Daphne's “hour” sounded like “aowah.”

“I never carry my phone anymore.” I grabbed my dry cleaning from the convertible. “When it rings, it's always reporters. Hassling me about Boston.”

Daphne sighed.

“Well then, we need to get y'all a new number if that's what it takes to end this runaway bride nonsense. Y'all can't be goin' around willy-nilly without a phone. It gets busier than a moth in a mitten around this place, and y'all need to be available, twenty-four, seven.”

“Daph, you haven't answered my question. Why is your head trussed up?” I reached into the backseat and piled the busted boxes in my arms. In a minute, I'd be cross the back lawn, to my cottage.

“Who knew! I'm
deathly
allergic to lye!” she wailed. “My face, neck, chest—everything—is all red and swollen!”

“Lye? What . . .”

Daphne waved her arms dramatically.

“I was infusin' olive oil and making lavender soap with our lady guests from New York while their husbands were fishing with Leonard.”

“Omigosh, Daphne, that's terrible. I'm sorry.”

“I can't let folks see me like this. And we've got the big Chamber of Commerce meetin' comin' up in two days. I've been plannin' it for months—with Daddy's new olive oils, and our new hospitality business, it's our Knox Plantation comin'-out party, of sorts. And now,
this
!”

Daphne clutched her bosom, bent over, and made a high-pitched birdlike squeal. Amy looked up from the wicker chair, studying her mother. Showing such overt emotion amounted to an unacceptable lack of decorum, which was a big Southern social taboo. Even Amy knew that. Daphne would never do such a thing in public. Still, I'd seen Daphne do it on occasion, when it suited her, no doubt, while in the privacy of family. Drama Queen Daphne, “DQ” for short—
that's what Pep and I had nicknamed her growing up. Often she'd been prone to bouts of clutching her frail, undernourished bosom as she lamented about one unspeakable calamity or another. Moreover, given that things rarely lived up to Daphne's exacting expectations—her ex had called her “impossibly” perfect—she'd spent a good deal of her life reacting to the tribulations of being Daphne. Although, I'd always suspected that her big boo-hoos were more for effect. Still, I couldn't stand it when Daphne wailed. No one could.
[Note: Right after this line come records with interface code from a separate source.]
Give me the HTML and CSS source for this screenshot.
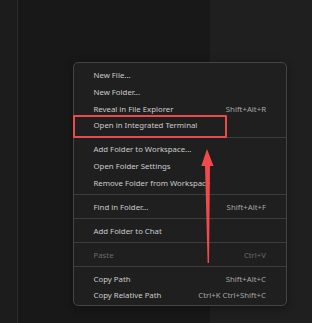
FILE: index.html
```html
<!DOCTYPE html>
<html lang="en">
<head>
  <meta charset="UTF-8" />
  <title>Explorer context menu</title>
  <link rel="stylesheet" href="styles.css">
</head>
<body>
  <div class="workbench">
    <div class="activity-strip"></div>
    <div class="sidebar"></div>
    <div class="editor"></div>

    <div class="context-menu">
      <div class="menu-item"><span class="label">New File...</span></div>
      <div class="menu-item"><span class="label">New Folder...</span></div>
      <div class="menu-item"><span class="label">Reveal in File Explorer</span><span class="keys">Shift+Alt+R</span></div>
      <div class="menu-item"><span class="label">Open in Integrated Terminal</span></div>
      <div class="separator"></div>
      <div class="menu-item"><span class="label">Add Folder to Workspace...</span></div>
      <div class="menu-item"><span class="label">Open Folder Settings</span></div>
      <div class="menu-item"><span class="label">Remove Folder from Workspace</span></div>
      <div class="separator"></div>
      <div class="menu-item"><span class="label">Find in Folder...</span><span class="keys">Shift+Alt+F</span></div>
      <div class="separator"></div>
      <div class="menu-item"><span class="label">Add Folder to Chat</span></div>
      <div class="separator"></div>
      <div class="menu-item disabled"><span class="label">Paste</span><span class="keys">Ctrl+V</span></div>
      <div class="separator"></div>
      <div class="menu-item"><span class="label">Copy Path</span><span class="keys">Shift+Alt+C</span></div>
      <div class="menu-item"><span class="label">Copy Relative Path</span><span class="keys">Ctrl+K Ctrl+Shift+C</span></div>
    </div>

    <!-- annotation: highlight + arrow -->
    <div class="highlight-box"></div>
    <svg class="arrow" width="312" height="323" viewBox="0 0 312 323">
      <polygon points="207,149 213.5,166 210,166 209,263 207.6,263 205,166 201.3,166" fill="#f04a4c"/>
    </svg>
  </div>
</body>
</html>
```

FILE: styles.css
```css
body {
  margin: 0;
  padding: 0;
  background-color: #1f1f1f;
  font-family: 'Noto Sans', 'Open Sans', sans-serif;
}

.workbench {
  position: relative;
  display: flex;
  width: 312px;
  height: 323px;
  overflow: hidden;
}

.activity-strip {
  width: 17px;
  background-color: #1c1c1c;
  border-right: 1px solid #2b2b2b;
}

.sidebar {
  width: 192px;
  background-color: #181818;
}

.editor {
  flex: 1;
  background-color: #1f1f1f;
}

.context-menu {
  position: absolute;
  left: 73px;
  top: 62px;
  width: 212px;
  padding: 4px 0 1px;
  background-color: #1f1f1f;
  border: 1px solid #454545;
  border-radius: 5px;
  box-shadow: 0 2px 8px rgba(0, 0, 0, 0.36);
}

.menu-item {
  display: flex;
  justify-content: space-between;
  align-items: center;
  height: 16.7px;
  padding: 0 20px 0 19.5px;
  font-size: 7.8px;
  color: #cccccc;
  white-space: nowrap;
}

.menu-item .keys {
  color: #a6a6a6;
  margin-left: 12px;
}

.menu-item.disabled,
.menu-item.disabled .keys {
  color: #6b6b6b;
}

.separator {
  height: 1px;
  margin: 3.15px 0;
  background-color: #3c3c3c;
}

.highlight-box {
  position: absolute;
  left: 73px;
  top: 115px;
  width: 150px;
  height: 19px;
  border: 2px solid #ea4a4c;
  border-radius: 1px;
}

.arrow {
  position: absolute;
  left: 0;
  top: 0;
}
```
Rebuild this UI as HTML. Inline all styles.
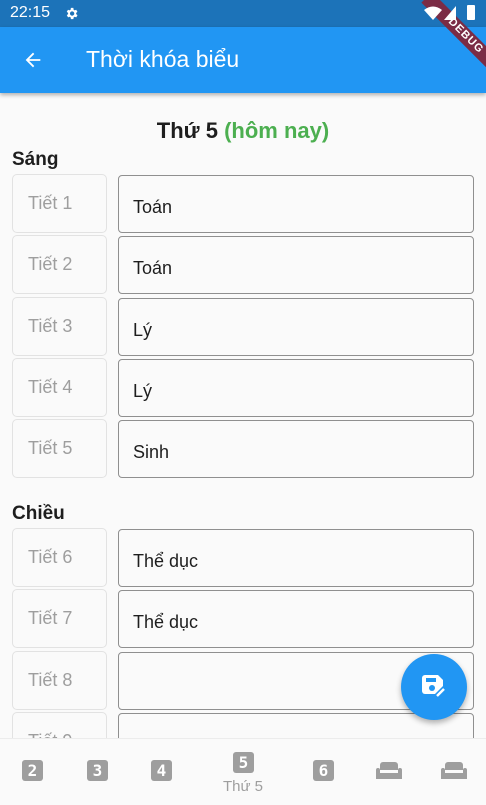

Squinting up at the house against the early-evening sun, I noticed a curtain move in a second-story window behind one of the small balconies. That would be in the room belonging to the Gambinis, one of the two New York couples visiting for the week.

“Alright, I'll help. As long as I don't have to cook. You know I can't cook.”

Just then, my little black dog, Dolly, came skittering around the corner of the house and jumped up on my leg to greet me. All whimpers, licks, and happy wags. As Dolly hit my leg, the cardboard shirt boxes in my arms tumbled to the ground.

“Dolly!”

I cradled Dolly and smothered her with kisses. Daddy and my sisters had given me the pup a week earlier to keep me company, and no doubt, to act as a distraction from the heartache of my broken engagement. I named her after Great Grandma Knox.

Amy climbed down the porch stairs, still holding her lunch box, and followed the rose-lined gravel path flanked by Daphne's carefully pruned shrubs and flower gardens until she stood next to me. I put Dolly on the drive, and the pup was more than happy to jump all over Amy and deliver more licks.

Picking up the spilled boxes and shirts, I caught a smile flicker across Daphne's face, before she dabbed her eyes with her hankie and said, “I knew I could count on y'all, Eva.”